The result is hourly-register, and the output report looks like this:

Hourly Report

Strategy

  • Read config from user provided yaml file
  • Load, validate and generate necessary data in Python
  • Render data into a tex file using Jinja
  • Call pdflatex to get an output file

Below, I give a bit of detail about each of these steps.

Reading config from YAML

For this type of project, I think YAML is a good choice in terms of human readability and, since I wanted to supply an detailed example, the ability to introduce comments was handy.

The really important bit, which is subject to change from month to month, is at the top:

# Year and month of the report
year: 2020
month: 9

dates off:
  # Label here weekdays which you take off regulary, aka weekends.
  # Monday is 1, Sunday is 7; leave as it is for usual weekends.
  weekdays:
    - 6
    - 7

  # List of days during which you did not work, away from weekends.
  # These could be bank holidays or vacations
  holidays:
    - 11
    - 24

The rest of the config file should be customized with personal worker and company data, and is not expected to change over time.

# Hours at which you start work, stop for lunch break,
# get back to work, and finish.
working hours:
  - 9
  - 13
  - 14
  - 18

# Details of the worker, aka the person filling the report.
worker:
  name: "The Guy"  # Initials will be extracted from here
  dni: "12345678A"  # National ID number

  # Social security number, to be rendered as 
  # "08 / 12345678 / 15"
  ss_n:  
    - "08"
    - "12345678"
    - "15"

# Details about your employer
company:
  name: "The Boss"  # Company name
  workplace: "Home"  # Office location
  cif: "A12345678"  # Company's fiscal number, aka as NIF

  # Código de Cuenta de Cotización, aka, company's social security number.
  # To be rendered as:
  # "08 / 12345678 / 15"
  ccc:
    - "08"
    - "12345678"
    - "15"

Script coding: Python 3.8

At work we mostly use 3.6 for the older stuff in production and I have been using mostly 3.7 locally for data science. Time to get up to date, in spite of the fact that the 3.9 release is imminent.

Beyond Python version, there was more stuff I wanted to try.

A CLI

I thought it was a good idea to have a CLI that could take parameters such as paths of input and output files and, potentially, multiple commands.
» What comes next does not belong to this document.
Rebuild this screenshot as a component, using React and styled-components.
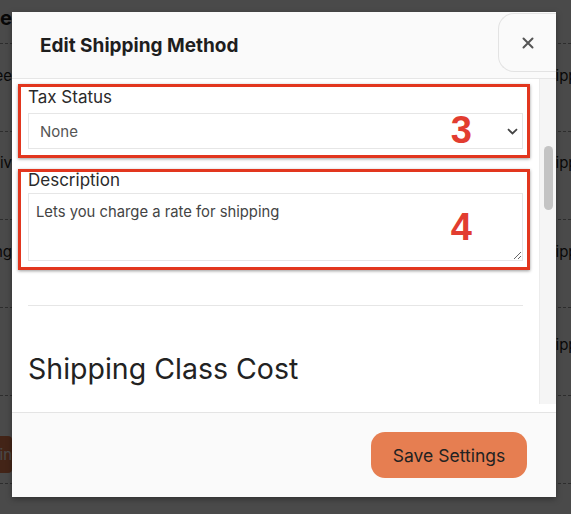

For me, click is a great choice; I had been wanting to use it from scratch in a project for a while.

I use it only at the script’s entry point, report.py.

Data classes

I decided that data classes were a good way to encode the data which can generate the report. See [here]({% post_url 2020-09-24-dataclasses %}) for a recent post about using data classes, written precisely after having coded this project.

In more detail, the approach that I have taken is the following:

  1. Instantiate a data class with all the config coming from the YAML file.
  2. Use the __post_init__() method to validate inputs (excluding input types) and to generate all extra data that will be used in the template rendering but can be automatically deduced from the original data.

Since I wanted to use the __post_init__() method to define new parameters, I resorted to mutable data classes.

Jinja templating

Jinja can be used as a means to template pretty much anything text-based, beyond HTML code. At work, we use it on SQL scripts in order to generate table names automatically.

Regarding templating TeX documents, I found a couple of posts (in particular, one by Brad Erickson) which recommended using an ad hoc Jinja environment because the default identification strings can conflict with LaTeX commands.

However, on one hand I did not care about the LaTeX compatibility of my template (i.e: I only wanted to compile after templating) and, on the other hand, I used but little of the power that Jinja supplies. For these reasons, I did not modify the default Jinja environment and I got away with it.

Report generation in LaTeX

One could argue that it would be better to template a markdown file and then use pandoc.

While my love for markdown has grown over recent years, LaTeX is an old love of mine: I learned it as a first-year undergraduate and during years I used it exclusively for all my mathematical writing (including a PhD thesis written entirely in LaTeX on Vim).

Admittedly, my familiarity with LaTeX marked my choice and markdown + pandoc would have been a wonderful choice, with a softer learning curve.

The document uses few imports and should work in any of the more widely used distributions, such as TeX Live.

The chosen font, Kp-Fonts, is an extra; in the case of TeX Live on Ubuntu it is sufficient to install the texlive-fonts-extra package.